Had that not happened, Murray said he might’ve wound up as a chef in a restaurant. And that’s not bad. But the scholarship and the continued support of Savannah Tech and Vendeville led the culinary artist to follow the same instinct that guided him into making pastries to begin with, and he obviously hasn’t looked back since.

Last week, Murray and his wife delivered a $1,400 wedding cake he called "Love Story" on the same day they took a white and gold wedding cake to the City Center Hill in Richmond Hill and a nautical theme cake to Fish Tales for a birthday.

A visit to Murray’s website shows everything from cakes shaped like Georgia Southern logos to the cake he recently made for Vendeville to celebrate the chef’s selection as the top chef educator in the country to one for Bryan County Commission Chairman Jimmy Burnsed’s 75th birthday.

The photos, the creations, they’re too numerous to list - suffice it to say Murray makes art out of sugar and cakes without flour and loaves of cabernet blue cheese bread by combing flour and sourdough and water and walnuts and raisins and cabernet wine with other ingredients.
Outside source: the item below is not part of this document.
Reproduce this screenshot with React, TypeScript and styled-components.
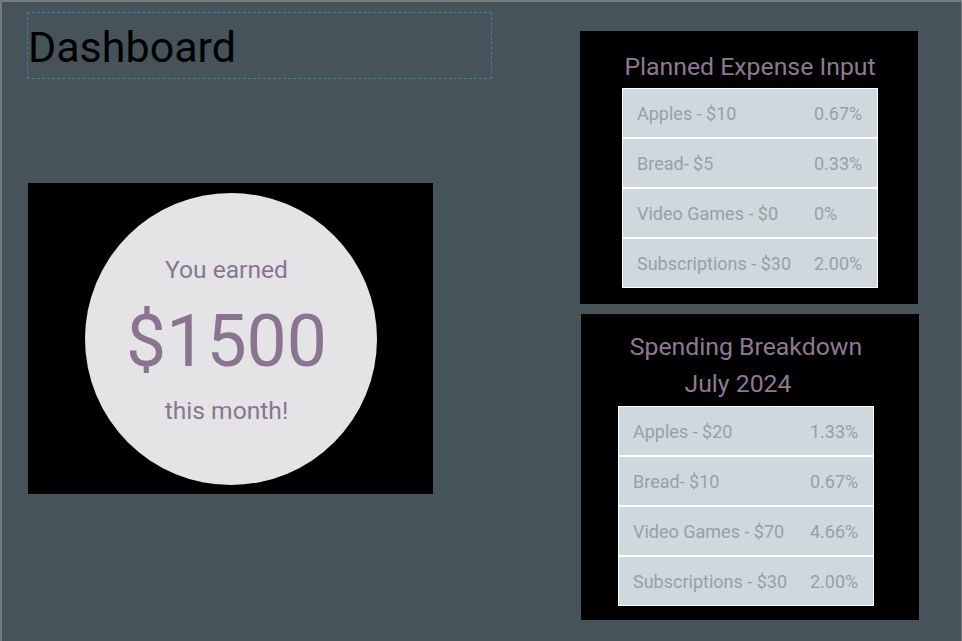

And that’s a small sample.

But only the finest ingredients will do, and Lynda, who is aiming toward a degree in engineering, said that includes Callebaut and Cacao Barry chocolates that can cost more than you want to know for slabs roughly the size of a large TV dinner.

Recently, Murray nearly waxed ecstatic as he described "a 3-foot-tall chocolate sculpture that we did for a customer, it is shaped like a heart with chocolate plate and white chocolate roses and chocolate leaves surrounded by an assortment of our chocolate truffles," he emailed. "In fact, everything on (the sculpture) was edible chocolates."

Remember, Murray is describing more than food. It’s art. The edible kind.